Exhibit 4
March 10, 2010
Heritage Oaks Bancorp
545 12th Street
Paso Robles, CA 93446
Re: Board Observation Rights / Management Rights
Gentlemen:
This letter agreement (the “Management Rights Agreement”) will confirm the agreement between Heritage Oaks Bancorp (the “Company”) and Patriot Financial Partners, L.P. and Patriot Financial Partners Parallel, L.P. (collectively referred to herein as the “Purchaser”) pursuant to which the Purchaser will be entitled to the following contractual rights in connection with the Purchaser’s investment in the Company.
Subject to the limitations set forth herein, the Purchaser will be entitled to designate a representative (the “Representative”) to attend meetings of the Boards of Directors of Heritage Oaks Bank and Heritage Oaks Bancorp (the “Boards”) in the capacity of a nonvoting observer and shall be entitled to such representation as long as the Purchaser beneficially owns in the aggregate 6.0% of the issued and outstanding shares of common stock (or shares treated as common stock, specifically including for all purposes of this Management Rights Agreement, shares of Series C Convertible Perpetual Preferred Stock) of the Company or securities convertible into at least 6.0% of the issued and outstanding shares of common stock of the Company upon conversion. In the event that the Purchaser has related entities and/or wholly or partially-owned subsidiaries that are also investors in the Company in a similar fashion, each related and/or wholly or partially-owned subsidiary must designate, as its Representative, the same managing partner or principal.

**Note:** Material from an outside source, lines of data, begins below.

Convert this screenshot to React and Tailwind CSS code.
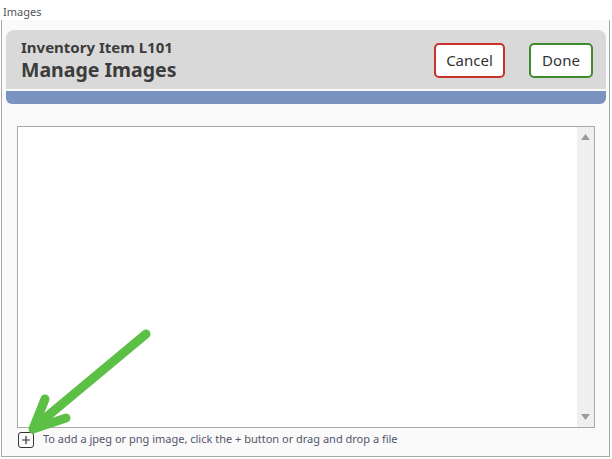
import React from 'react'

// Arrow overlay pointing at the add button
function GreenArrow() {
  return (
    <svg className="absolute left-0 top-0 pointer-events-none" width="612" height="459" viewBox="0 0 612 459">
      <g stroke="#5cbf46" strokeWidth="9" strokeLinecap="round" strokeLinejoin="round" fill="none">
        <line x1="146" y1="334" x2="38" y2="424" />
        <polyline points="45,399 33,429 66,418" />
      </g>
    </svg>
  )
}

function ScrollArrow({ down }) {
  return (
    <svg width="9" height="6" viewBox="0 0 9 6" className={down ? 'rotate-180' : ''}>
      <path d="M0 6 L4.5 0 L9 6 Z" fill="#9a9a9a" />
    </svg>
  )
}

export default function App() {
  return (
    <div className="relative w-[612px] h-[459px] bg-white overflow-hidden font-['Noto_Sans',sans-serif]">
      <div className="h-[20px] pl-[3px] pt-[5px] text-[11px] leading-[14px] text-[#555]">Images</div>

      <div className="ml-[1px] w-[609px] h-[437px] border-x border-b border-[#a9a9a9] bg-[#fafafa] pl-[4px] pt-[10px] flex flex-col">
        {/* header */}
        <div className="w-[600px]">
          <div className="h-[59px] bg-[#d9d9d9] rounded-t-[8px] flex items-center pl-[15px] pr-[13px]">
            <div className="flex-1 text-[#3c3c3c] font-bold pt-[1px]">
              <div className="text-[15px] leading-[20px]">Inventory Item L101</div>
              <div className="text-[19.5px] leading-[26px]">Manage Images</div>
            </div>
            <button className="w-[71px] h-[35px] border-2 border-[#c8322c] rounded-[5px] bg-white text-[15px] text-[#333] mt-[1px]">Cancel</button>
            <button className="ml-[24px] w-[64px] h-[35px] border-2 border-[#3e8c2e] rounded-[5px] bg-white text-[15px] text-[#333] mt-[1px]">Done</button>
          </div>
          <div className="h-[2px] bg-[#fafafa]" />
          <div className="h-[13px] bg-[#7b93c0] rounded-b-[6px]" />
        </div>

        {/* image list */}
        <div className="mt-[22px] ml-[11px] w-[578px] h-[302px] border border-[#a9a9a9] bg-white flex">
          <div className="flex-1" />
          <div className="w-[17px] bg-[#efefef] flex flex-col items-center justify-between py-[7px]">
            <ScrollArrow />
            <ScrollArrow down />
          </div>
        </div>

        {/* footer */}
        <div className="ml-[12px] mt-[4px] flex items-center">
          <div className="w-[16px] h-[16px] border border-[#333] rounded-[3px] flex items-center justify-center">
            <svg width="10" height="10" viewBox="0 0 10 10">
              <path d="M5 1 V9 M1 5 H9" stroke="#333" strokeWidth="1.2" />
            </svg>
          </div>
          <span className="ml-[9px] text-[11px] text-[#55556a] leading-[14px] mt-[-3px]">
            To add a jpeg or png image, click the + button or drag and drop a file
          </span>
        </div>
      </div>

      <GreenArrow />
    </div>
  )
}
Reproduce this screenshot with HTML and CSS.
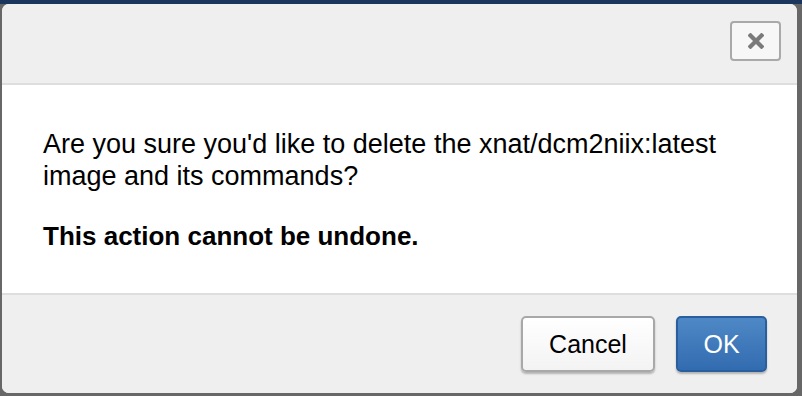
FILE: index.html
```html
<!DOCTYPE html>
<html>
<head>
<meta charset="utf-8">
<link rel="stylesheet" href="styles.css">
</head>
<body>
<div class="dialog">
  <div class="dialog-header">
    <button class="close-btn" aria-label="Close">
      <svg width="16" height="16" viewBox="0 0 16 16"><path d="M2.5 2.5 L13.5 13.5 M13.5 2.5 L2.5 13.5" stroke="#7a7a7a" stroke-width="4.2" stroke-linecap="square" fill="none"/></svg>
    </button>
  </div>
  <div class="dialog-body">
    <p>Are you sure you'd like to delete the xnat/dcm2niix:latest image and its commands?</p>
    <p class="strong">This action cannot be undone.</p>
  </div>
  <div class="dialog-footer">
    <button class="btn btn-default">Cancel</button>
    <button class="btn btn-primary">OK</button>
  </div>
</div>
</body>
</html>
```

FILE: styles.css
```css
html, body {
  margin: 0;
  height: 100%;
}
body {
  background: linear-gradient(to bottom, #1c355f 0, #1c355f 4px, #676767 4px);
  padding: 4px 5px 3px 2px;
  box-sizing: border-box;
  font-family: "Liberation Sans", Arial, Helvetica, sans-serif;
  overflow: hidden;
}
.dialog {
  width: 795px;
  height: 389px;
  background: #fff;
  border-radius: 7px;
  overflow: hidden;
  display: flex;
  flex-direction: column;
}
.dialog-header {
  height: 79px;
  background: #efefef;
  border-bottom: 2px solid #dedede;
  box-sizing: content-box;
  display: flex;
  justify-content: flex-end;
  align-items: flex-start;
  padding-right: 16px;
}
.close-btn {
  margin-top: 17px;
  width: 51px;
  height: 40px;
  background: #f7f7f7;
  border: 2px solid #a9a9a9;
  border-radius: 4px;
  padding: 0;
  display: flex;
  align-items: center;
  justify-content: center;
}
.dialog-body {
  height: 208px;
  box-sizing: border-box;
  padding: 43px 40px 0 41px;
  color: #000;
  font-size: 27px;
  line-height: 32px;
}
.dialog-body p {
  margin: 0 0 28px 0;
}
.dialog-body .strong {
  font-weight: bold;
  font-size: 26px;
}
.dialog-footer {
  flex: 1;
  background: #efefef;
  border-top: 2px solid #dedede;
  display: flex;
  justify-content: flex-end;
  align-items: flex-start;
  gap: 21px;
  padding: 21px 30px 0 0;
}
.btn {
  height: 56px;
  border-radius: 5px;
  font-family: "Liberation Sans", Arial, Helvetica, sans-serif;
  font-size: 25px;
  padding: 0;
  box-shadow: 0 2px 2px rgba(0,0,0,0.25);
}
.btn-default {
  width: 134px;
  background: linear-gradient(to bottom, #ffffff, #f3f3f3);
  border: 2px solid #a8a8a8;
  color: #000;
}
.btn-primary {
  width: 91px;
  background: linear-gradient(to bottom, #4f88c6, #326cb0);
  border: 2px solid #2a5e9c;
  color: #fff;
}
```
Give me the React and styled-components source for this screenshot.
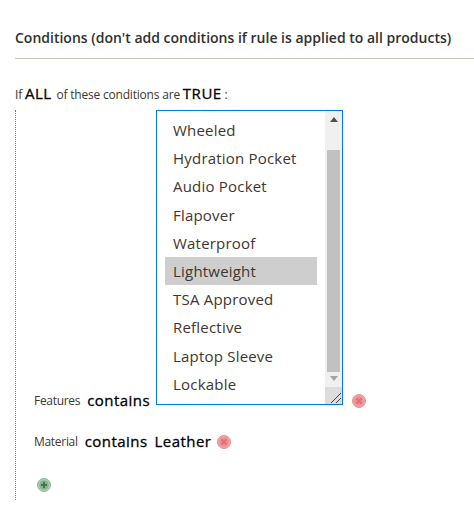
import React from "react";
import styled, { createGlobalStyle } from "styled-components";

const Global = createGlobalStyle`
  html, body { margin: 0; padding: 0; background: #fff; }
  body { font-family: "Open Sans", sans-serif; width: 474px; height: 532px; overflow: hidden; }
`;
const Page = styled.div`
  padding: 28px 0 0 15px;
  color: #41362f;
`;
const Title = styled.h2`
  margin: 0;
  font-size: 14px;
  line-height: 20px;
  font-weight: 600;
  color: #303030;
  white-space: nowrap;
`;
const Rule = styled.hr`
  margin: 10px 0 0;
  border: 0;
  height: 1px;
  background: #cdc5ba;
`;
const Lead = styled.div`
  margin-top: 24px;
  display: flex;
  align-items: baseline;
  font-size: 12px;
  line-height: 20px;
  letter-spacing: -0.2px;
  color: #41362f;
  white-space: pre;
`;
const Strong = styled.strong`
  font-size: 15px;
  font-weight: 400;
  -webkit-text-stroke: 0.3px #000;
  color: #000;
  letter-spacing: 0.5px;
  margin: ${p => p.$m || "0"};
`;
const Tree = styled.div`
  margin-top: 5px;
  border-left: 1px dotted #777;
  padding: 0 0 0 18px;
  height: 390px;
`;
const Row = styled.div`
  display: flex;
  align-items: flex-end;
  margin-top: ${p => p.$mt || "0"};
`;
const Label = styled.span`
  font-size: 12px;
  line-height: 18px;
  letter-spacing: -0.3px;
  color: #41362f;
  margin-right: 7px;
`;
const Value = styled.span`
  font-size: 15px;
  line-height: 20px;
  font-weight: 400;
  -webkit-text-stroke: 0.3px #000;
  letter-spacing: 0.45px;
  color: #000;
  margin-right: ${p => p.$mr || "0"};
`;
const ListBox = styled.div`
  width: 187px;
  height: 295px;
  box-sizing: border-box;
  border: 1px solid #007bdb;
  margin: 0 0 5px 6px;
  display: flex;
  position: relative;
  background: #fff;
`;
const Items = styled.ul`
  list-style: none;
  margin: 0;
  padding: 5px 8px 0 8px;
  flex: 1;
`;
const Item = styled.li`
  height: 28.2px;
  line-height: 28px;
  padding-left: 8px;
  font-size: 15px;
  letter-spacing: 0.2px;
  color: #41362f;
  background: ${p => (p.$on ? "#cecece" : "transparent")};
`;
const Bar = styled.div`
  width: 17px;
  background: #f0f0f0;
  display: flex;
  flex-direction: column;
  align-items: center;
`;
const Arrow = styled.div`
  height: ${p => p.$h};
  width: 100%;
  display: flex;
  align-items: center;
  justify-content: center;
`;
const Thumb = styled.div`
  width: 13px;
  height: 222px;
  margin-top: 22px;
  background: #c1c1c1;
`;
const Grip = styled.div`
  position: absolute;
  right: 0;
  bottom: 0;
  width: 17px;
  height: 17px;
  background: #dcdcdc;
`;
const IconWrap = styled.span`
  display: inline-flex;
  margin-left: ${p => p.$ml || "0"};
  margin-bottom: ${p => p.$mb || "0"};
`;
const AddRow = styled.div`
  margin: 27px 0 0 3px;
  display: flex;
`;

const Del = () => (
  <svg width="14" height="14" viewBox="0 0 14 14">
    <circle cx="7" cy="7" r="6.5" fill="#f0a6a6" stroke="#e98f8f" strokeWidth="1" />
    <circle cx="7" cy="7" r="5" fill="#ee9294" />
    <path d="M4.5 4.5L9.5 9.5M9.5 4.5L4.5 9.5" stroke="#e06f73" strokeWidth="1.8" />
  </svg>
);
const Add = () => (
  <svg width="14" height="14" viewBox="0 0 14 14">
    <circle cx="7" cy="7" r="6.5" fill="#b4cfb7" stroke="#8fb296" strokeWidth="1" />
    <circle cx="7" cy="7" r="4.8" fill="#8cb292" />
    <path d="M7 4V10M4 7H10" stroke="#37803f" strokeWidth="2" />
  </svg>
);

const items = ["Wheeled","Hydration Pocket","Audio Pocket","Flapover","Waterproof","Lightweight","TSA Approved","Reflective","Laptop Sleeve","Lockable"];

export default function App() {
  return (
    <Page>
      <Global />
      <Title>Conditions (don't add conditions if rule is applied to all products)</Title>
      <Rule />
      <Lead>If <Strong $m="0 2px 0 0">ALL</Strong> of these conditions are <Strong>TRUE</Strong> :</Lead>
      <Tree>
        <Row>
          <Label>Features</Label>
          <Value>contains</Value>
          <ListBox>
            <Items>
              {items.map(t => <Item key={t} $on={t === "Lightweight"}>{t}</Item>)}
            </Items>
            <Bar>
              <Arrow $h="17px"><svg width="8" height="5" viewBox="0 0 8 5"><path d="M0 5L4 0L8 5Z" fill="#505050" /></svg></Arrow>
              <Thumb />
              <Arrow $h="13px"><svg width="8" height="5" viewBox="0 0 8 5"><path d="M0 0L8 0L4 5Z" fill="#a3a3a3" /></svg></Arrow>
            </Bar>
            <Grip>
              <svg width="17" height="17" viewBox="0 0 17 17"><path d="M6 16L16 6M11 16L16 11" stroke="#444" strokeWidth="1" /></svg>
            </Grip>
          </ListBox>
          <IconWrap $ml="9px" $mb="2px"><Del /></IconWrap>
        </Row>
        <Row $mt="21px">
          <Label>Material</Label>
          <Value $mr="7px">contains</Value>
          <Value $mr="6px">Leather</Value>
          <IconWrap $mb="2px"><Del /></IconWrap>
        </Row>
        <AddRow><IconWrap><Add /></IconWrap></AddRow>
      </Tree>
    </Page>
  );
}
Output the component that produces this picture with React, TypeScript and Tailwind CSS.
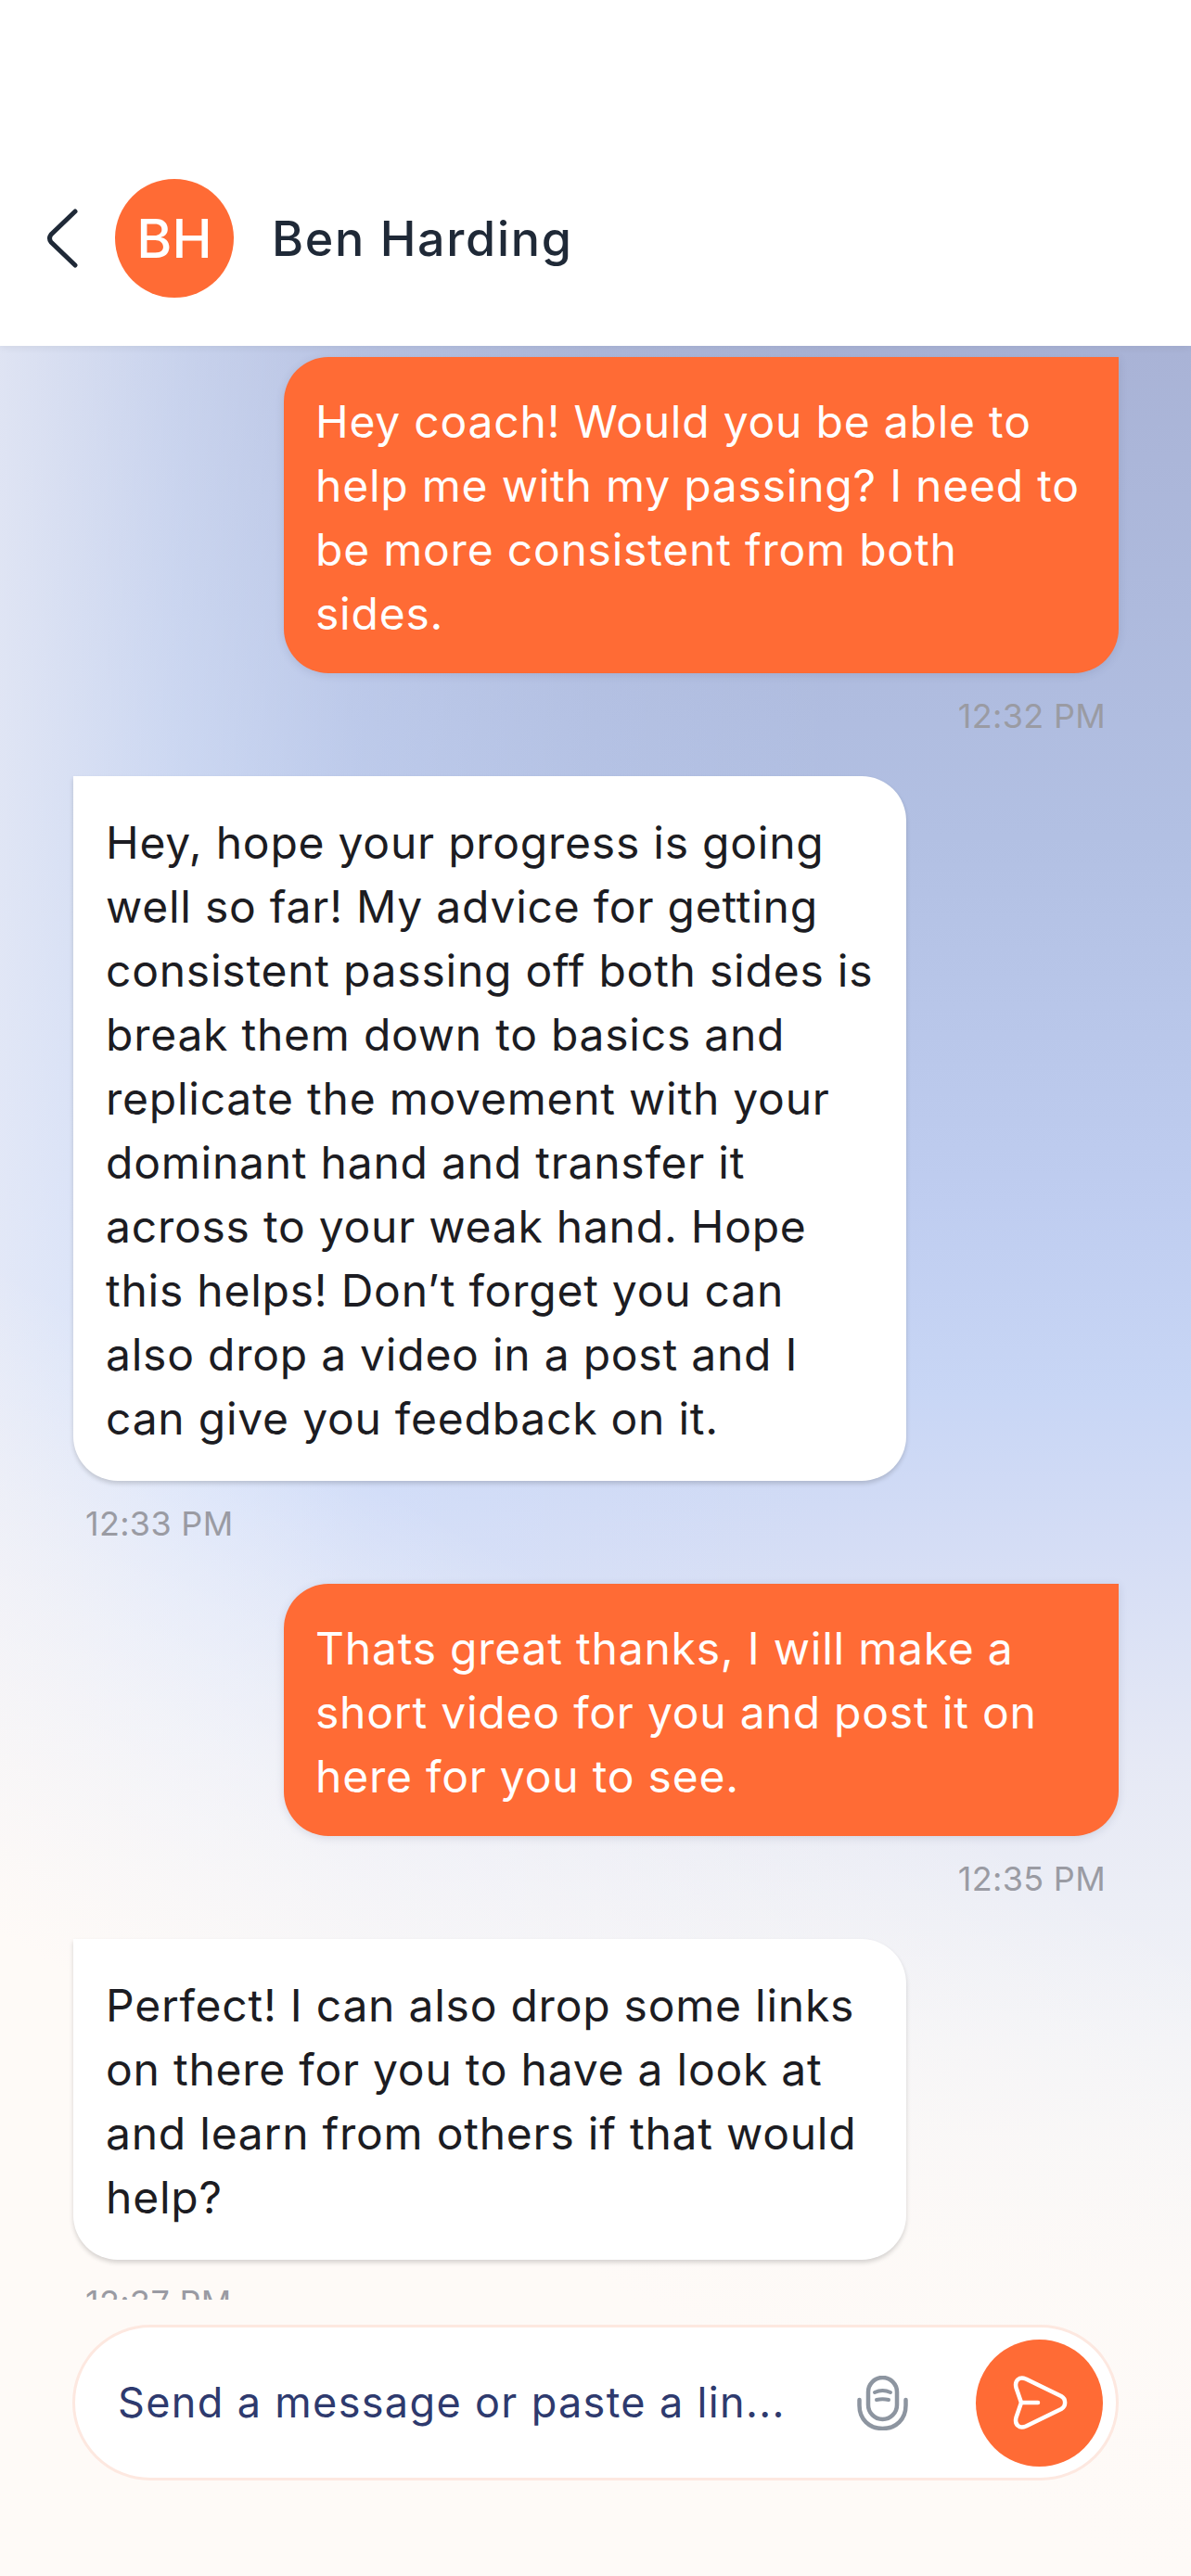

The Purchaser will be provided all information distributed to the members of the Boards or their respective committees, quarterly and annual audited and unaudited consolidated financial statements, and copies of all reports required to be filed under applicable law or under the terms of any outstanding debt instrument. The Purchaser, after appropriate notification of management, may visit and inspect Company (and its subsidiaries’) properties, books and records. In addition, the Purchaser may consult with management of the Company and its subsidiaries on the Purchaser’s views on matters relating to the operation of the business.
The foregoing rights granted to the Purchaser are subject to the Company’s right to withhold information and to exclude such Representative from any meeting, or portion thereof, but only to the extent (i) reasonably necessary to preserve the Company’s attorney-client privilege, (ii) directly related to a Purchaser’s investment or (iii) the Boards are meeting in other than routine executive session.
The Purchaser agrees that it will not disclose to any third party any information provided to it by the Company hereunder which is not generally available to the public or which is specifically designated by the Company as confidential, except with the prior express approval of the Company’s Chief Executive Officer or the Chairman of the Company’s Board of Directors or as may otherwise be required by applicable law. The Purchaser shall comply with all federal securities laws in connection with its exercise of its rights under this Management Rights Agreement and its purchases and sales of the Company's securities, and agrees to be bound by the "insider trading" policy of the Company during any period during which it is exercising its rights under this Management Rights Agreement.
The aforementioned rights are intended to satisfy the requirement of management rights for purposes of qualifying the Purchaser’s investments in the Company as "venture capital investments" for purposes of the Department of Labor "plan assets" regulation, 29 C.F.R. §2510.3-101. In the event the aforementioned rights are not satisfactory for such purpose, the Company and the Purchaser shall reasonably cooperate in good faith to agree upon mutually satisfactory management rights that satisfy such regulations.
The provisions of this Management Rights Agreement shall survive the closing under that certain Securities Purchase Agreement dated of even date with this Management Rights Agreement, and shall terminate and be of no further force and effect on the date the Purchaser no longer owns, in the aggregate, 6.0% of the issued and outstanding shares of common stock of the Company or securities convertible into at least 6.0% of the issued and outstanding common stock of the Company upon conversion.
The rights described herein shall not be assignable without the written consent of the Company.
The rights granted to the Purchaser hereunder are not in substitution for, and shall not be deemed to be in limitation of, any rights otherwise available to the Purchaser as a holder of securities of the Company or pursuant to any other agreement with the Company.
[SIGNATURE PAGE FOLLOWS]
IN WITNESS WHEREOF, this Management Rights Agreement has been duly executed by the parties set forth below as of the date written above.
“COMPANY”
HERITAGE OAKS BANCORP
By: | /s/ Lawrence P. Ward |
Name: | Lawrence P. Ward |
Title: | President and Chief Executive Officer |
“PURCHASER”
PATRIOT FINANCIAL PARTNERS, L.P.
PATRIOT FINANCIAL PARTNERS PARALLEL, L.P.